L’ultima comunicazione ufficiale reperibile sul sito istituzionale del Miur è datata 7 luglio: “Università , procede velocemente l’approvazione dei decreti attuativi della riforma”, questo il titolo del comunicato in cui si spiega che “dei 38 provvedimenti previsti (decreti legislativi, regolamenti, decreti ministeriali), 32 sono già stati firmati dal ministro e a breve saranno emanati anche i restanti 6”.
Ma il 16 settembre (cioè ben 71 giorni dopo), la situazione non è cambiata: “Dei sei decreti restanti – rispondono dal Miur – alcuni sono alla firma del ministro, per altri l’iter è più lungo perchè si tratta di decreti legislativi”.
Il 13 aprile scorso, intervenendo al question time alla Camera, il ministro Mariastella Gelmini aveva garantito che entro sei mesi tutti i decreti attuativi sarebbero stati operativi.
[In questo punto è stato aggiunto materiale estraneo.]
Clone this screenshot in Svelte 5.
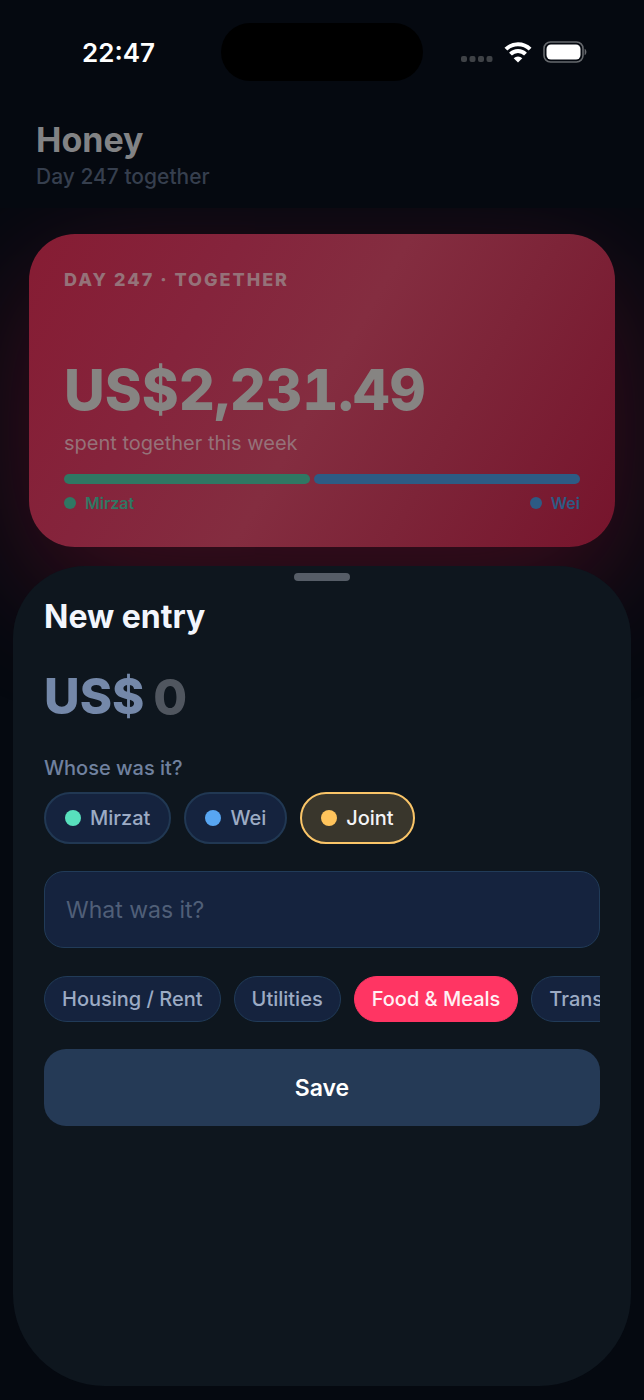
<script>
  let amount = '';
  let note = '';
  let owner = 'Joint';
  let category = 'Food & Meals';

  const owners = [
    { name: 'Mirzat', tone: 'mint' },
    { name: 'Wei', tone: 'blue' },
    { name: 'Joint', tone: 'gold' }
  ];

  const split = [
    { name: 'Mirzat', tone: 'mint', share: 48 },
    { name: 'Wei', tone: 'blue', share: 52 }
  ];

  const categories = ['Housing / Rent', 'Utilities', 'Food & Meals', 'Transport'];

  function handleSubmit() {
    amount = '';
    note = '';
  }
</script>

<div class="app">
  <div class="status-bar">
    <span class="time">22:47</span>
    <span class="island"></span>
    <span class="status-icons">
      <svg width="32" height="22" viewBox="0 0 32 22" fill="#3f4246" aria-hidden="true">
        <rect x="0" y="15" width="6" height="6" rx="2" />
        <rect x="8.500" y="15" width="6" height="6" rx="2" />
        <rect x="17" y="15" width="6" height="6" rx="2" />
        <rect x="25.500" y="15" width="6" height="6" rx="2" />
      </svg>
      <svg width="28" height="22" viewBox="0 0 28 22" fill="none" stroke="#fff" stroke-width="4" aria-hidden="true">
        <path d="M1.900 8.200a17.200 17.200 0 0 1 24.200 0" />
        <path d="M6.500 13.200a10.600 10.600 0 0 1 15 0" />
        <path d="M14 21.600l-4.300-4.300a6 6 0 0 1 8.600 0z" fill="#fff" stroke="none" />
      </svg>
      <svg width="44" height="22" viewBox="0 0 44 22" aria-hidden="true">
        <rect x="1" y="1" width="39" height="20" rx="6.500" fill="none" stroke="#66696d" stroke-width="1.600" />
        <rect x="3.500" y="3.500" width="34" height="15" rx="4.500" fill="#fff" />
        <path d="M41.600 7.800c2.400 1 2.400 5.400 0 6.400z" fill="#66696d" />
      </svg>
    </span>
  </div>

  <header>
    <h1>Honey</h1>
    <p>Day 247 together</p>
  </header>

  <main>
    <section class="card">
      <p class="eyebrow">DAY 247 · TOGETHER</p>
      <p class="total">US$2,231.49</p>
      <p class="caption">spent together this week</p>
      <div class="split">
        {#each split as part}
          <span class="bar {part.tone}" style="flex-grow: {part.share}"></span>
        {/each}
      </div>
      <div class="legend">
        {#each split as part}
          <span class="person {part.tone}"><i class="dot"></i>{part.name}</span>
        {/each}
      </div>
    </section>

    <form class="sheet" on:submit|preventDefault={handleSubmit}>
      <span class="grabber"></span>
      <h2>New entry</h2>

      <div class="amount">
        <label for="amount">US$</label>
        <input id="amount" bind:value={amount} inputmode="decimal" placeholder="0" />
      </div>

      <p class="question" id="owner-label">Whose was it?</p>
      <div class="owners" role="group" aria-labelledby="owner-label">
        {#each owners as o}
          <button
            type="button"
            class="owner {o.tone}"
            class:selected={owner === o.name}
            aria-pressed={owner === o.name}
            on:click={() => owner = o.name}
          >
            <i class="dot"></i><span>{o.name}</span>
          </button>
        {/each}
      </div>

      <input class="note" bind:value={note} placeholder="What was it?" aria-label="What was it?" />

      <div class="categories">
        {#each categories as cat}
          <button
            type="button"
            class="category"
            class:selected={category === cat}
            aria-pressed={category === cat}
            on:click={() => category = cat}
          >
            {cat}
          </button>
        {/each}
      </div>

      <button type="submit" class="save">Save</button>
    </form>
  </main>
</div>

<style>
  :global(body) {
    background: #050910;
  }

  .app {
    display: flex;
    flex-direction: column;
    min-height: 100vh;
    box-sizing: border-box;
    background: #050910;
    font-family: Inter, "Liberation Sans", sans-serif;
    overflow: hidden;
  }

  h1, h2, p {
    margin: 0;
  }

  button, input {
    font-family: inherit;
    box-sizing: border-box;
  }

  .status-bar {
    display: grid;
    grid-template-columns: 1fr auto 1fr;
    align-items: center;
    justify-items: center;
    padding: 23px 16px 0;
  }

  .time {
    color: #fff;
    font-size: 26px;
    font-weight: 600;
  }

  .island {
    width: 202px;
    height: 58px;
    border-radius: 29px;
    background: #000;
  }

  .status-icons {
    display: flex;
    align-items: center;
    gap: 11px;
    padding-right: 4px;
  }

  header {
    padding: 37px 36px 18px;
  }

  h1 {
    color: #828385;
    font-size: 34px;
    font-weight: 700;
    line-height: 44px;
  }

  header p {
    margin-top: 2px;
    color: #363f4e;
    font-size: 21px;
    font-weight: 500;
    line-height: 26px;
  }

  main {
    flex: 1;
    display: flex;
    flex-direction: column;
    overflow: hidden;
  }

  .card {
    margin: 26px 29px 0;
    padding: 34px 35px 33px;
    border-radius: 46px;
    background: linear-gradient(120deg, #861c33 0%, #85243c 28%, #842d40 50%, #7d2438 70%, #76142c 100%);
    box-shadow: 0 40px 130px rgba(200, 24, 64, 0.3);
  }

  .eyebrow {
    color: #957279;
    font-size: 18px;
    font-weight: 800;
    line-height: 24px;
    letter-spacing: 2px;
  }

  .total {
    margin-top: 64px;
    color: #868482;
    font-size: 56px;
    font-weight: 800;
    line-height: 68px;
    font-variant-numeric: tabular-nums;
  }

  .caption {
    margin-top: 6px;
    color: #957279;
    font-size: 20px;
    font-weight: 400;
    line-height: 26px;
  }

  .split {
    display: flex;
    gap: 4px;
    margin-top: 18px;
  }

  .bar {
    height: 10px;
    border-radius: 5px;
  }

  .split .mint {
    background: #2f7763;
  }

  .split .blue {
    background: #2d5b84;
  }

  .legend {
    display: flex;
    justify-content: space-between;
    margin-top: 8px;
  }

  .person {
    display: flex;
    align-items: center;
    gap: 9px;
    font-size: 16px;
    font-weight: 600;
    line-height: 22px;
  }

  .person.mint {
    color: #2f7763;
  }

  .person.blue {
    color: #2d5b84;
  }

  .person .dot {
    width: 12px;
    height: 12px;
    border-radius: 50%;
    background: currentColor;
  }

  .sheet {
    flex: 1;
    display: flex;
    flex-direction: column;
    position: relative;
    margin: 19px 13px 14px;
    padding: 7px 31px 40px;
    border-radius: 72px 72px 92px 92px;
    background: #0e161e;
  }

  .grabber {
    align-self: center;
    width: 56px;
    height: 8px;
    border-radius: 4px;
    background: #565d67;
  }

  h2 {
    margin-top: 14px;
    color: #f3f6fd;
    font-size: 32px;
    font-weight: 700;
    line-height: 44px;
  }

  .amount {
    display: flex;
    align-items: center;
    gap: 9px;
    margin-top: 28px;
    font-size: 49px;
    font-weight: 800;
    line-height: 60px;
    color: #7488a9;
  }

  .amount input {
    flex: 1;
    min-width: 0;
    height: 60px;
    padding: 0;
    border: none;
    outline: none;
    background: none;
    color: #f3f6fd;
    font-size: 49px;
    font-weight: 800;
  }

  .amount input::placeholder {
    color: #50565f;
    opacity: 1;
  }

  .question {
    margin-top: 28px;
    color: #70819f;
    font-size: 20px;
    font-weight: 500;
    line-height: 26px;
  }

  .owners {
    display: flex;
    gap: 13px;
    margin-top: 11px;
  }

  .owner {
    display: flex;
    align-items: center;
    gap: 9px;
    height: 52px;
    padding: 0 19px;
    border: 2px solid #213853;
    border-radius: 26px;
    background: #15233e;
    color: #9cabc4;
    font-size: 20px;
    font-weight: 500;
    cursor: pointer;
  }

  .owner .dot {
    width: 16px;
    height: 16px;
    border-radius: 50%;
  }

  .owner.mint .dot {
    background: #58e0bd;
  }

  .owner.blue .dot {
    background: #58a6f2;
  }

  .owner.gold .dot {
    background: #ffc45c;
  }

  .owner.selected {
    border-color: #fac568;
    background: #39362c;
    color: #f3f4f6;
  }

  .note {
    width: 100%;
    height: 77px;
    margin-top: 27px;
    padding: 0 21px;
    border: 1px solid #213b58;
    border-radius: 20px;
    outline: none;
    background: #15233e;
    color: #f3f6fd;
    font-size: 23px;
  }

  .note::placeholder {
    color: #505f78;
    opacity: 1;
  }

  .categories {
    display: flex;
    gap: 13px;
    margin-top: 28px;
    overflow: hidden;
  }

  .category {
    flex: none;
    height: 46px;
    padding: 0 17px;
    border: 1px solid #213b58;
    border-radius: 23px;
    background: #15233e;
    color: #9cabc4;
    font-size: 20px;
    font-weight: 500;
    white-space: nowrap;
    cursor: pointer;
  }

  .category.selected {
    border-color: #ff3563;
    background: #ff3563;
    color: #fff0f4;
  }

  .save {
    width: 100%;
    height: 77px;
    margin-top: 27px;
    border: none;
    border-radius: 22px;
    background: #253a56;
    color: #fff;
    font-size: 23px;
    font-weight: 600;
    cursor: pointer;
  }
</style>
Il 13 ottobre è vicino ma questa promessa del ministro difficilmente sarà mantenuta: la sua firma, da sola, non basta e la pubblicazione in Gazzetta Ufficiale avviene solo al termine dell’iter legislativo che, in alcuni casi, può essere molto tortuoso.
Come nel caso dei decreti legge che, facilmente, possono “perdersi” in un dedalo di meandr
burocratici nel corso del loro lungo cammino legislativo.
Dei 38 decreti attuativi di stretta competenza del Miur, a tutt’oggi soltanto 4 sono stati pubblicati in Gazzetta Ufficiale e sono entrati, dunque, in vigore: quello sull’importo minimo degli assegni di ricerca; quello sulla definizione dei settori concorsuali per il conseguimento dell’abilitazione scientifica; quello sulla rideterminazione del numero dei posti disponibili nei corsi di laurea in Medicina e Chirurgia e la loro distribuzione su base regionale; infine, quello sui criteri per l’individuazione con regolamento d’ateneo degli standard qualitativi per la valutazione dei ricercatori a tempo determinato in possesso di abilitazione.
Quest’ultimo, il n.344 emanato il 4 agosto, è stato pubblicato sul n. 198 della Gazzetta Ufficiale in data 26 agosto. Altri 6 decreti sono attualmente in fase di pubblicazione.
Non tutti i decreti attuativi “in via di approvazione” sono uguali: ciascuna tipologia prevede un determinato percorso e necessita di pareri vincolanti da parte di una molteplicità di soggetti.
Per quanto riguarda i “decreti regolamentari” c’è una tappa obbligata dal presidente della Repubblica o presso il Consiglio di Stato; alcuni altri devono essere decisi di concerto con il Ministero dell’Economia e delle Finanze, con quello della Salute o con le Commissioni parlamentari; altri ancora necessitano del parere del Cun (Consiglio Universitario Nazionale), del Cnam (Consiglio Nazionale per l’Alta Formazione Artistica e Musicale) o dell’Anvur (Agenzia Nazionale di Valutazione del Sistema Universitario e della Ricerca).
Attualmente 7 decreti “stazionano” alla Corte dei Conti che deve verificarne la copertura finanziaria.